Die Mitglieder der Mediterranea haben ihre Wirtschaftsbilanz, die sie für diese
Gelegenheit vorbereitet hatten, veröffentlicht. Diese Bilanz weist rote Zahlen auf, da
die zahlreichen Ausgaben, die mit der Verwaltung des Schiffes und der Organisation
der Kampagnen zusammenhängen, höher als die Einnahmen sind, wenn auch nur
geringfügig. Aus diesem Grunde braucht das Projekt Mediterranea mehr denn je die
Unterstützung aller, die sich mit den Werten, die diese Rettungtätigkeit ausmachen,
identifizieren.
Aus diesem Grunde hat Emmaus Italia, die eine Geldkollekte initiiert hat,
beschlossen, die bis heute eingesammelten Gelder – 13 000 € (eine Summe, die
auch die Zuwendungen von anderen europäischen Emmaus Gemeinschaften
beinhaltet), an Mediterranea zu zahlen. Die Unterstützungskampagne seitens der
durch Abbé Pierre gegründeten Bewegung wird sich in den nächsten Monaten
fortsetzen. Darum bitten wir unsere Freunde, uns bei der Verteilung dieser
Informationen, die über unsere Webseite, unser digitales Magazin und unsere
sozialen Netzwerke veröffentlicht werden, zu helfen.

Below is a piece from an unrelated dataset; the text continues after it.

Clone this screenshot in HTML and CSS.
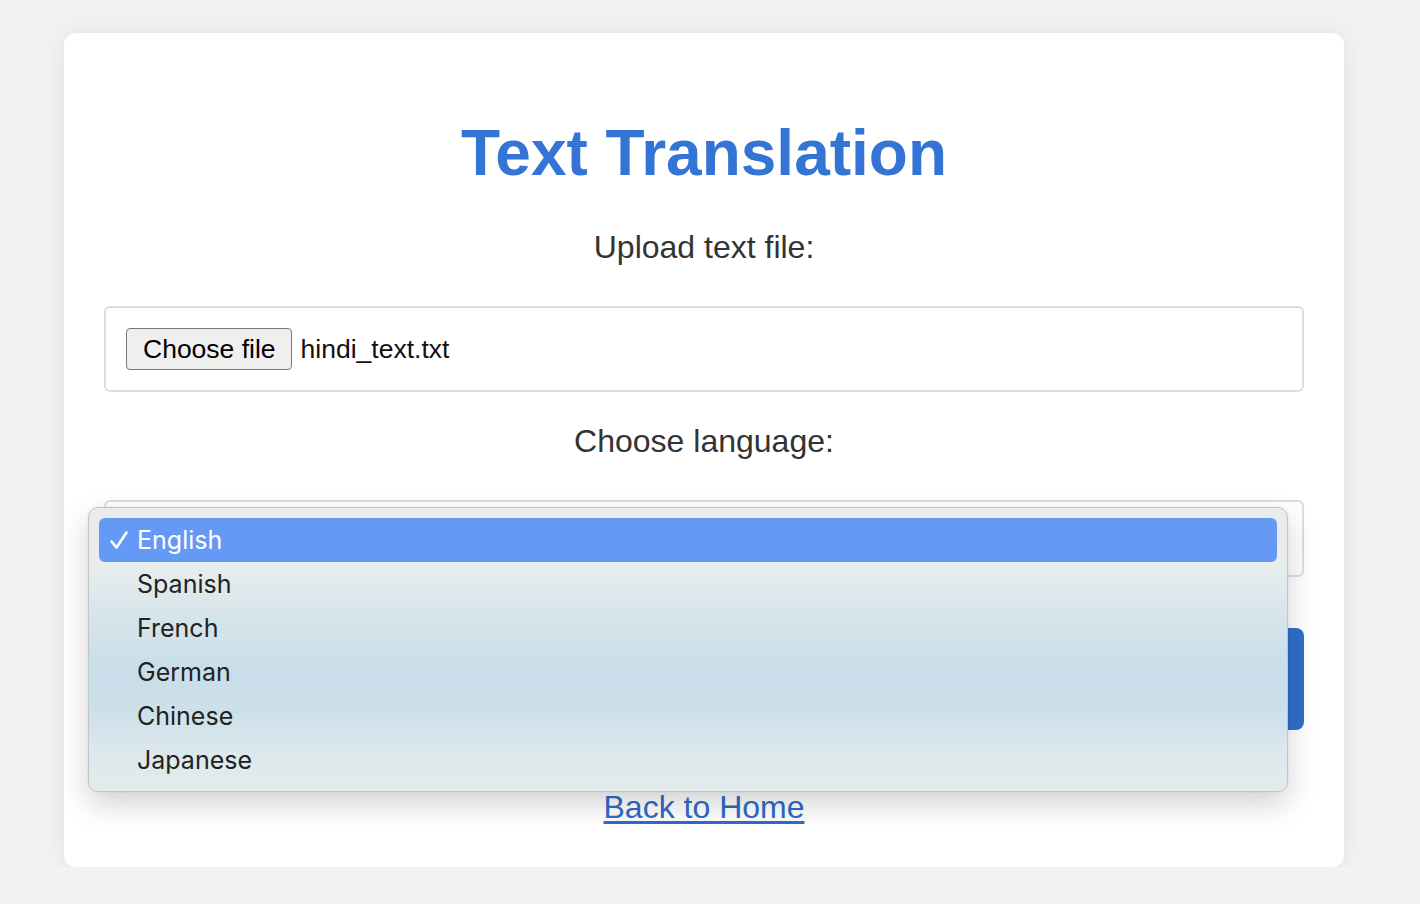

In diesem Sinne haben wir auch beschlossen, diesen Text von Alessandra Sciurba,
Mitglied der Mediterranea, für Emmaus Italia mit Ihnen zu teilen. Dieser Text zeigt,
was Mediterranea heute bedeutet, mit welchen Zielen sie in nationalen und
internationalen Zusammenhängen handelt.
Zusammen auf Reisen
Wir sind erneut auf Reisen. Mare Jonio hat den Hafen von Massala für seine fünfte
Kampagne, die zweite im Jahre 2019, am 14. April verlassen.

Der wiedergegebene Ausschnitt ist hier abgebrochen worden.